Each subject in “Golden Temple of the Good Girls” followed a different path to completion. I’m sure Lamott would agree that that’s the nature of creativity. If the experience of creating were the same each time, it would cease being art. It would be manufacturing.

On the other hand, being an artist isn’t all about the mystery of creation. Much of it is simply hard work. Choose your metaphor—birds, headlights, drafts—whatever inspires you to stick to it. There are no shortcuts. In the end, there’s no substitute for just doing the work. 

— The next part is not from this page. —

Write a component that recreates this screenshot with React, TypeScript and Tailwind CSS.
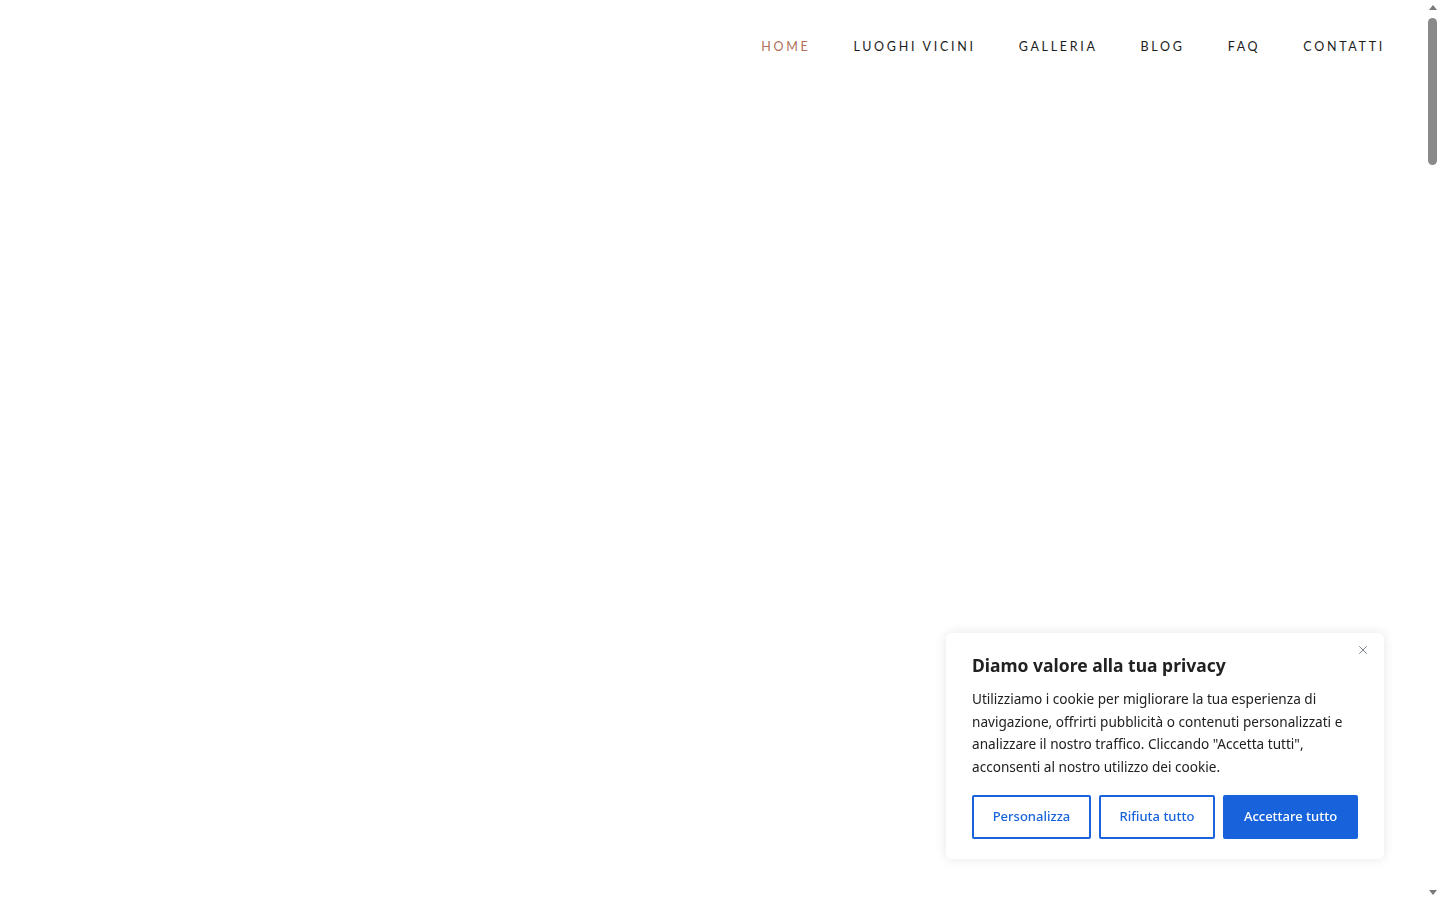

“But once I’ve done the work, how do I know when a piece is done?” Students ask this all the time. Only they will know for certain.

Lamott gives us a vivid image to help us make that decision. She says it’s like “putting an octopus to bed”:

You get a bunch of the octopus’ arms neatly tucked under the covers…but two arms are still flailing around. But you finally get those arms under the sheet, too, and are about to turn out the lights when another long sucking arm breaks free… if you know that there is simply no more steam in the pressure cooker and that it’s the very best you can do for now—well? I think this means you are done.

Well? I think this means I’m done. I’ve put the octopus to bed on this blog post.

(All quotes are from Bird by Bird: Some Instructions on Writing and Life by Anne Lamott © 1994.)